Bürgermeisterinnen sind in Österreich eine Minderheit. Und daran dürfte sich bei den kommenden Gemeinderatswahlen in NÖ (26. Jänner), in Vorarlberg (15. März) und der Steiermark (22. März) wenig ändern. Frauen für die Politik zu gewinnen, ist schwierig.
"Wir Frauen ticken anders"
"Ich schau, wer hat Interesse, den Ort zu gestalten?", erklärt Skazel. "So kriegst du Frauen dazu, mitzumachen, viele brauchen ein unterschwelliges Angebot. Wir Frauen ticken anders."

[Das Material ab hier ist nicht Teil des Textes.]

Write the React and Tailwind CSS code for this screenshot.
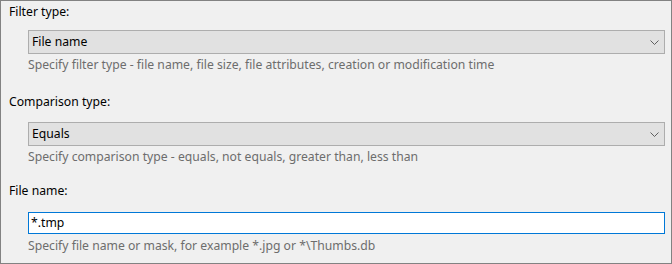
import React from 'react'

function Chevron() {
  return (
    <svg width="9" height="5" viewBox="0 0 9 5" className="shrink-0">
      <path d="M0.5 0.5 L4.5 4.5 L8.5 0.5" fill="none" stroke="#5f5f5f" strokeWidth="1" />
    </svg>
  )
}

function Combo({ value, className }) {
  return (
    <div
      className={
        'ml-[19px] mr-[6px] h-[24px] flex items-center justify-between border border-[#adadad] bg-[#e1e1e1] pl-[3px] pr-[5px] text-black ' +
        className
      }
    >
      <span>{value}</span>
      <Chevron />
    </div>
  )
}

export default function App() {
  return (
    <div className="w-[672px] h-[264px] overflow-hidden border border-[#828282] bg-[#f0f0f0] pl-[8px] pt-[3px] text-[12.2px] leading-[16px] font-['Noto_Sans',Arial,sans-serif]">
      <div className="text-black">Filter type:</div>
      <Combo value="File name" className="mt-[10px]" />
      <div className="mt-[3px] ml-[19px] text-[#6d6d6d]">
        Specify filter type - file name, file size, file attributes, creation or modification time
      </div>

      <div className="mt-[21px] text-black">Comparison type:</div>
      <Combo value="Equals" className="mt-[12px]" />
      <div className="mt-[3px] ml-[19px] text-[#6d6d6d]">
        Specify comparison type - equals, not equals, greater than, less than
      </div>

      <div className="mt-[18px] text-black">File name:</div>
      <div className="mt-[13px] ml-[19px] mr-[6px] h-[22px] flex items-center border border-[#0078d7] bg-white pl-[2px] text-black">
        *.tmp
      </div>
      <div className="mt-[4px] ml-[19px] text-[#6d6d6d]">
        Specify file name or mask, for example *.jpg or *\Thumbs.db
      </div>
    </div>
  )
}
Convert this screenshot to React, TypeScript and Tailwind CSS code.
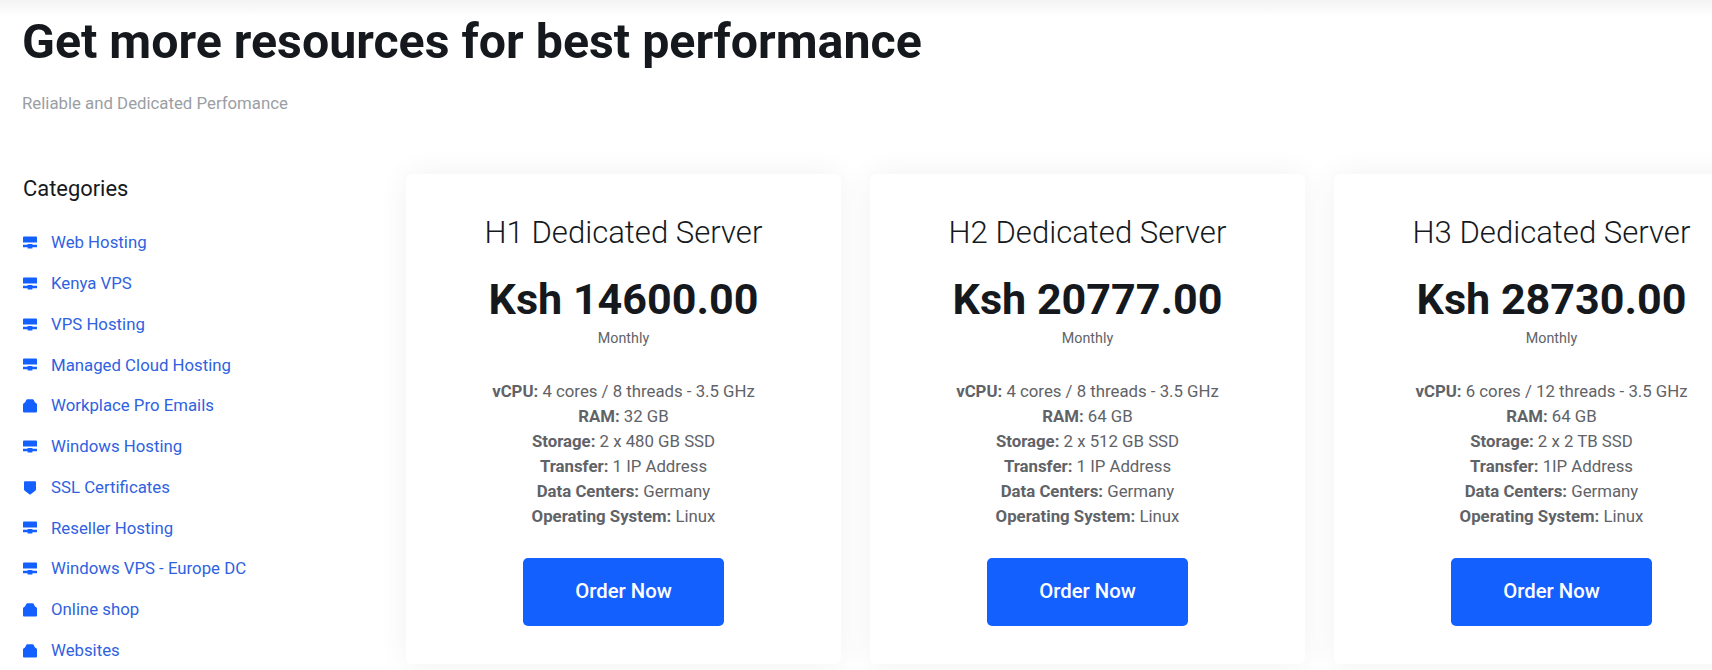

Wo ein Mann locker zusage, würde eine Frau sich gerne vorab informieren, was auf sie zukomme. "Frauen fragen immer zuerst: Kann ich das?", weiß auch Angelika Schwarzmann, ÖVP-Bürgermeisterin von Alberschwende im Bregenzerwald. Sie sieht eine weitere Hürde: "Der Job ist nicht familienfreundlich."
In Vorarlberg gibt es nur acht Bürgermeisterinnen, von denen drei bei der kommenden Wahl nicht mehr antreten. Schwarzmann will bleiben. 2015 hat sie sich trotz Gegenwind gegen die Abschiebung von Asylwerbern eingesetzt. Sie ist überzeugt: "Wir Frauen schielen weniger auf die nächste Wahl."